Migration data
My dissertation used county-to-county migration data from the Internal Revenue Service. A few weeks ago I received a request asking for the state-to-state equivalent. Unfortunately, I did not have those data readily available. But! Having conducted research (and written a dissertation) using migration data from the IRS - albeit at a different scale - I am familiar with how those data are arranged and the effort, skill, and attention-to-detail needed to parse those data.
To that end, I am sharing a version 1.0 of the formatted state-to-state data. These data feature every single state-to-state in-migration and out-migration data file during the 1990 through 2020 time period. Be warned: this is very much a work-in-progress file. The files linked below do have all of the state-to-state flow records. To get to this point, I used python and pandas and a combination of regex and deduction to determine the metadata of each file. While this is very much a work-in-progress, I will make available the python files and the import spec files I wrote to parse all of these data.
Mostly what needs to be done for a version 2.0 is remove excess records and use the data to generate measures of internal consistency. An initial pass of generating internal consistent involves reading in all files for all 50 states and Washington DC an ensuring that the same number of files are read in for each state for each year and that the cross-year totals reflect those numbers. This file reflects those tabulations. And this is a strength of pandas: the library can be used simultaneously to import data and generate metadata. That’s awesome.

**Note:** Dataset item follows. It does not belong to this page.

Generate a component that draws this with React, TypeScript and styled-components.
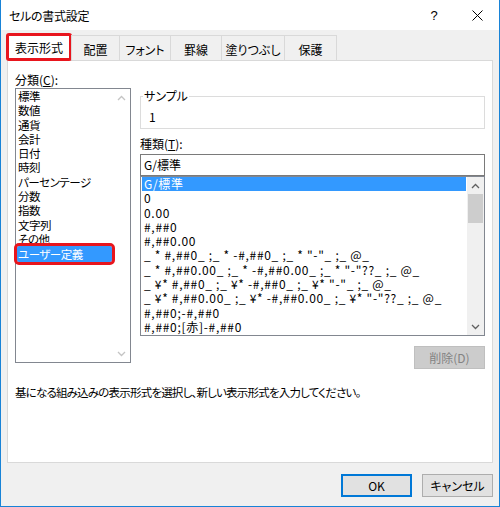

The IRS state-to-state migration data are downloaded in *.xls for years 1990 through 2019 and *.xlsx format for 2020. The row, and sometimes the column, that feature the state-to-state migration data is different, depending on the year of data. And sometimes it varies by file by year! But for now, here is version 1.0:
Migration data Migration data metadata
Stay tuned for a version 2.0.
Addendum: In between the request for the state-to-state migration data, and the timing of this post, the 2020-2021 migration data were published. Wow!